* _DIRECTIONS_:
Leave the pictures out and retype the lines from the beginning through the line with "import React from", both ends included.

* _DATA TO USE_:

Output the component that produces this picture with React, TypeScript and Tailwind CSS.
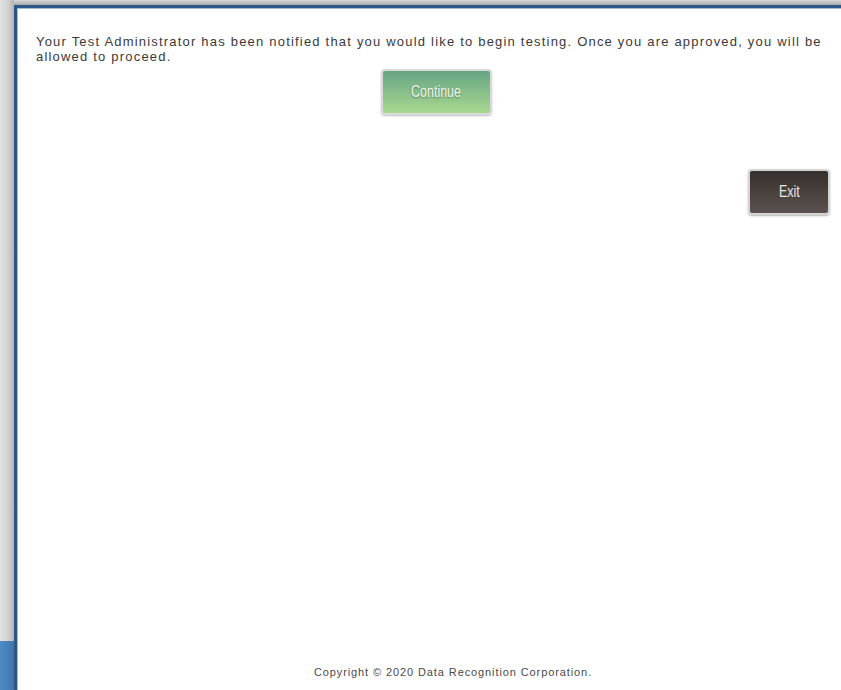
import React from "react";

const WaitingRoom = () => {
  return (
    <div className="flex h-[690px] w-[841px] overflow-hidden bg-white font-['Liberation_Sans',Arial,sans-serif]">
      {/* desktop strip behind the window */}
      <div className="flex w-[14px] flex-col">
        <div className="flex-1 bg-gradient-to-r from-[#e2e2e2] via-[#d6d6d6] to-[#b4b4b4]" />
        <div className="h-[49px] bg-gradient-to-r from-[#4e8cc6] to-[#3f76ab]" />
      </div>

      <div className="flex flex-1 flex-col">
        <div className="h-[5px] bg-gradient-to-b from-[#d8d8d8] to-[#a9a9a9]" />
        <div className="flex flex-1 flex-col border-l-[3px] border-t-[3px] border-[#2d5688]">
          <div className="flex flex-1 flex-col border-l border-t border-[#9fbbd8] pl-[18px] pr-[11px] pt-[25px]">
            <p className="text-[13px] leading-[15px] tracking-[1.2px] text-[#3a3a3a]">
              Your Test Administrator has been notified that you would like to begin testing. Once you are approved, you will be allowed to proceed.
            </p>

            <div className="mt-[5px] flex justify-center pl-[7px]">
              <button className="h-[46px] w-[111px] rounded-[4px] border-2 border-[#d9d9d9] bg-gradient-to-b from-[#66a584] to-[#a9d88f] text-[16px] text-[#eef6ea] shadow-[0_1px_2px_rgba(0,0,0,0.25)] [text-shadow:0_1px_2px_rgba(0,0,0,0.35)]">
                <span className="inline-block scale-x-[0.78]">Continue</span>
              </button>
            </div>

            <div className="mt-[54px] flex justify-end">
              <button className="h-[46px] w-[82px] rounded-[4px] border-2 border-[#d4d4d4] bg-gradient-to-b from-[#352f2c] to-[#5c5350] text-[16px] text-[#ebe7e4] shadow-[0_1px_2px_rgba(0,0,0,0.3)]">
                <span className="inline-block scale-x-[0.78]">Exit</span>
              </button>
            </div>

            <div className="flex-1" />

            <p className="pb-[10px] pl-[40px] text-center text-[11px] tracking-[0.9px] text-[#4a4a4a]">
              Copyright © 2020 Data Recognition Corporation.
            </p>
          </div>
        </div>
      </div>
    </div>
  );
};

export default function App() {
  return <WaitingRoom />;
}
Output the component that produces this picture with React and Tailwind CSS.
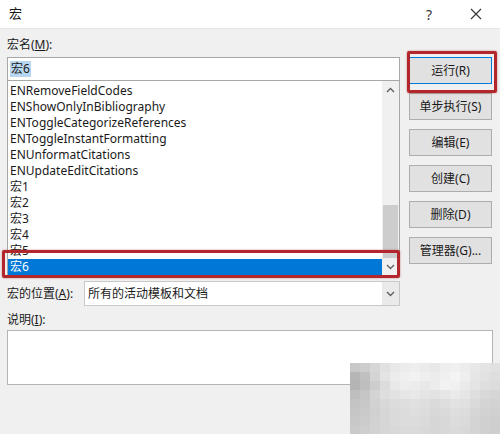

* _ANSWER TO THIS TASK_:
Output the component that produces this picture with React, TypeScript and Tailwind CSS.
import React from "react";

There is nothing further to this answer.